Two Fine Lovers

The Adventures of BunnyCat

Monday, July 10, 2006

WoMan vs. Herself

grr. Ive been praying alot lateley about my attitude. I seem to allow anger to be triggered too easily these days. Especially at work. I love my job and what I do, but I am usualy the only person there and responsible for everything that happens. So I am tempted to feel sorry for myself and unappreciated and taken advantage of - at least that is how I justify being and assface.

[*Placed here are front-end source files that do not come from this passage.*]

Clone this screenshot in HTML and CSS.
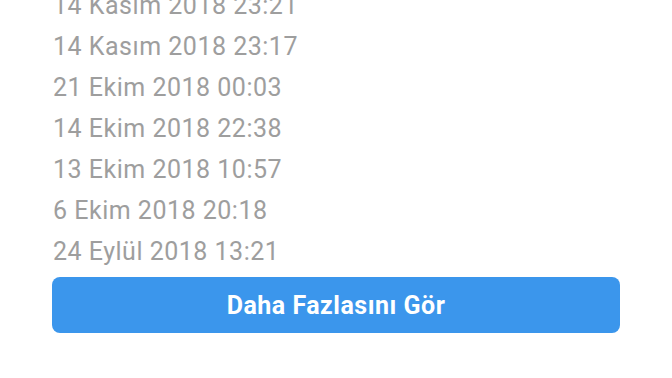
FILE: index.html
```html
<!DOCTYPE html>
<html lang="tr">
<head>
    <meta charset="UTF-8">
    <meta name="viewport" content="width=device-width, initial-scale=1.0">
    <title>Giriş Geçmişi</title>
    <link rel="stylesheet" href="styles.css">
</head>
<body>

    <div class="container">
        <ul class="date-list">
            <li>14 Kasım 2018 23:21</li>
            <li>14 Kasım 2018 23:17</li>
            <li>21 Ekim 2018 00:03</li>
            <li>14 Ekim 2018 22:38</li>
            <li>13 Ekim 2018 10:57</li>
            <li>6 Ekim 2018 20:18</li>
            <li>24 Eylül 2018 13:21</li>
        </ul>
        <button class="more-button">Daha Fazlasını Gör</button>
    </div>

</body>
</html>
```

FILE: styles.css
```css
body {
    font-family: Roboto, "Noto Sans", sans-serif;
    margin: 0;
    background-color: #fff;
    overflow: hidden;
}

.container {
    padding: 0 52px;
}

.date-list {
    list-style: none;
    margin: -15px 0 0 0;
    padding: 0 0 0 1px;
}

.date-list li {
    font-size: 25px;
    line-height: 41px;
    letter-spacing: 0.5px;
    color: #9e9e9e;
}

.more-button {
    display: block;
    width: 100%;
    height: 56px;
    margin-top: 5px;
    background-color: #3b96ec;
    color: #fff;
    border: none;
    border-radius: 8px;
    font-family: Roboto, "Noto Sans", sans-serif;
    font-size: 25px;
    font-weight: 700;
    letter-spacing: 0.5px;
    cursor: pointer;
}
```
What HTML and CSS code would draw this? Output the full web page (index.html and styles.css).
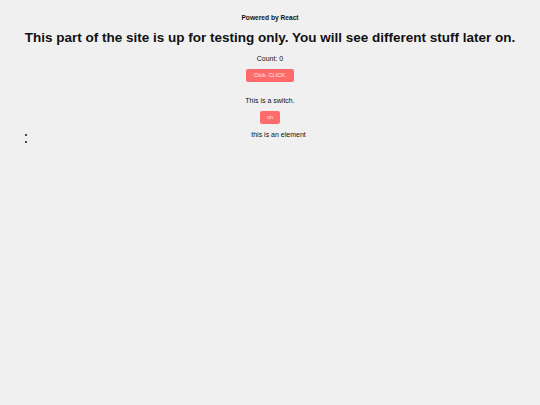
FILE: index.html
```html
<!DOCTYPE html>
<html>
<head>
<meta charset="utf-8">
<link rel="stylesheet" href="styles.css">
</head>
<body>
<div class="app">
  <h5 class="powered">Powered by React</h5>
  <h1 class="title">This part of the site is up for testing only. You will see different stuff later on.</h1>
  <p class="count">Count: 0</p>
  <button class="btn btn-click">Click. CLICK.</button>
  <p class="switch-text">This is a switch.</p>
  <button class="btn btn-on">on</button>
  <ul class="list">
    <li>this is an element</li>
    <li></li>
  </ul>
</div>
</body>
</html>
```
FILE: styles.css
```css
html, body {
  background: #f0f0f0;
}
body {
  margin: 8px;
  font-family: "Liberation Sans", Arial, sans-serif;
  font-size: 7px;
  color: #111;
}
.app {
  text-align: center;
}
.powered {
  font-size: 6.64px;
  font-weight: bold;
  margin: 6px 0 0;
}
.title {
  font-size: 13.5px;
  font-weight: bold;
  margin: 9px 0 0;
}
.count {
  margin: 9.5px 0 0;
}
.btn {
  font-family: "Liberation Sans", Arial, sans-serif;
  background: #ff6b6b;
  color: #ffe8e8;
  border: none;
  border-radius: 2px;
  font-size: 5.5px;
  height: 13px;
  padding: 0 6px;
}
.btn-click {
  margin-top: 7px;
  width: 48px;
}
.switch-text {
  margin: 15px 0 0;
}
.btn-on {
  margin-top: 7px;
  width: 20px;
  padding: 0;
}
.list {
  margin: 7px 11px 0 0;
  padding-left: 28px;
  line-height: 7px;
}
```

So this morning I armed myself with prayer and an earnest attempt to not overeact or be too self involved. Last week I had left my employer ( and friend) a card at her home about how much I appreciate her friendship and what not and apoligizing for a terrible attitude the week before that we had worked together. She returns today from a week long vacation, these days can be a real test.. Alot of catchup and explaining to do - and in my mind proving myself.
I felt so good about making the right decision with the card, but now I am wishing it were not out there because what if I totaly screw up again and behave badly? Now that I have made the decision to be good, I have to be good. I just dont trust myself I guess. I have become too comfortable with the other angry me. Its like I see it as my right to act the way I want because of how hard I work here.


Here's to defying my flesh and really giving humility a try!

1 Comments:

Blogger Katrina said...

This really hit home with me. I also struggle with my attitude sometimes. It's so easy to get wrapped up in myself and my worries, and sometimes I even find myself snapping at the kids for no good reason, especially when I'm stressed.

That was such a big-hearted thing to do, sending that card. I'm sure it meant a lot to your friend. I'll be praying for both our struggles!